Boston knows that this series has been a difficult one for Pierce as he continues to log major minutes with what team officials described earlier as a sprained medial collateral ligament injury in his left knee. In the three games, Pierce is averaging 15 points while shooting 29.7 percent from the field.

And it looked as though it was going to be another rough night for Pierce in the game's first few minutes, as he struggled to rotate quick enough defensively in addition to having his problems getting free for shots against one of the better perimeter defenders in the NBA, Andre Iguodala.

But everything changed after Pierce threw down a pair of emphatic dunks near the end of the first quarter, which as it turned out would be his only made baskets in the first half.

The C's would have loved for him to make more shots, but on this night, the Captain was finding other ways to make a difference.

After the game, Celtics coach Doc Rivers made a point of singling out the play of Pierce, pointing back to what many might have seen as a rough first half for Pierce.

"I want to point him out because Paul was 2-for-10 (shooting) at halftime, but he had five offensive rebounds," Rivers said. "We talked about it before, if what you do well is not there, what else are you going to do to help your team as a group to each guy? Paul was a great example for that."

As shot after shot taken by Pierce missed the mark, the Captain remained steadfast in his efforts to attack the paint and was rewarded with 14 free throw attempts - more than the entire starting five of the Sixers combined.

"They're really collapsing on me on the down screens for my jumper," Pierce said. "I'm just trying to get to the hole as best I can. I was able to get to the line, get to the rim a number of times. It's something I have to continue to do."

Even though Garnett and Rondo have been the headliners for the C's in this series, some of their success has to do with the Sixers focusing much of their defensive efforts on Pierce.

"We paid a lot of attention to detail on Paul Pierce and trying to get the ball out of his hands," said Philadelphia's Thaddeus Young. "But Rajon Rondo was in the paint and Kevin Garnett was in the paint, and they were getting a lot of paint scores."

Said Rondo: "He played great for us (in Game 3). Paul has been struggling scoring, but he has been doing the intangibles."

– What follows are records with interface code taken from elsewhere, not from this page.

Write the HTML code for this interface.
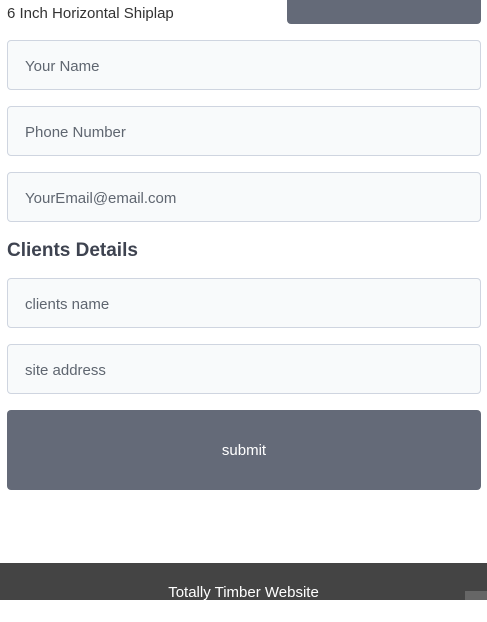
<!DOCTYPE html>
<html><head><style>
body{margin:0;width:487px;height:600px;overflow:hidden;background:#fff;font-family:"Liberation Sans",sans-serif;position:relative}
.t{position:absolute;left:7px;top:5px;font-size:15px;color:#333}
.tb{position:absolute;left:287px;top:0;width:194px;height:24px;background:#646a78;border-radius:0 0 4px 4px}
.in{position:absolute;left:7px;width:474px;height:50px;border:1px solid #cfd5e0;border-radius:4px;background:#f8fafb;box-sizing:border-box;padding-left:17px;line-height:51px;font-size:15px;color:#5f6670}
h3{position:absolute;left:7px;top:240px;margin:0;font-size:19px;font-weight:bold;color:#3e4350}
.btn{position:absolute;left:7px;top:410px;width:474px;height:80px;background:#646a78;border-radius:4px;color:#fff;font-size:15px;text-align:center;line-height:81px}
.f{position:absolute;left:0;top:563px;width:487px;height:37px;background:#444;color:#fff;font-size:15px;text-align:center;line-height:59px}
.sm{position:absolute;left:465px;top:591px;width:22px;height:9px;background:#666;}
</style></head><body>
<div class="t">6 Inch Horizontal Shiplap</div>
<div class="tb"></div>
<div class="in" style="top:40px">Your Name</div>
<div class="in" style="top:106px">Phone Number</div>
<div class="in" style="top:172px">YourEmail@email.com</div>
<h3>Clients Details</h3>
<div class="in" style="top:278px">clients name</div>
<div class="in" style="top:344px">site address</div>
<div class="btn">submit</div>
<div class="f">Totally Timber Website</div>
<div class="sm"></div>
</body></html>
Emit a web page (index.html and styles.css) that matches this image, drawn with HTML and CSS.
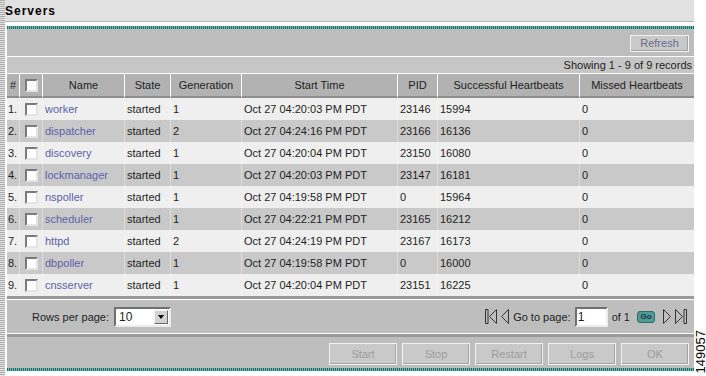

And those intangibles have a way of opening things up both for Pierce and the Celtics as they look ahead to what they expect will be a much closer Game 4 matchup against a Sixers team that will play more desperate and in all likelihood, with more energy.

"When you beat a team like this at home, you have to expect them coming out with a lot of energy," Garnett said. "But we'll be ready and we'll be having a lot of energy ourselves."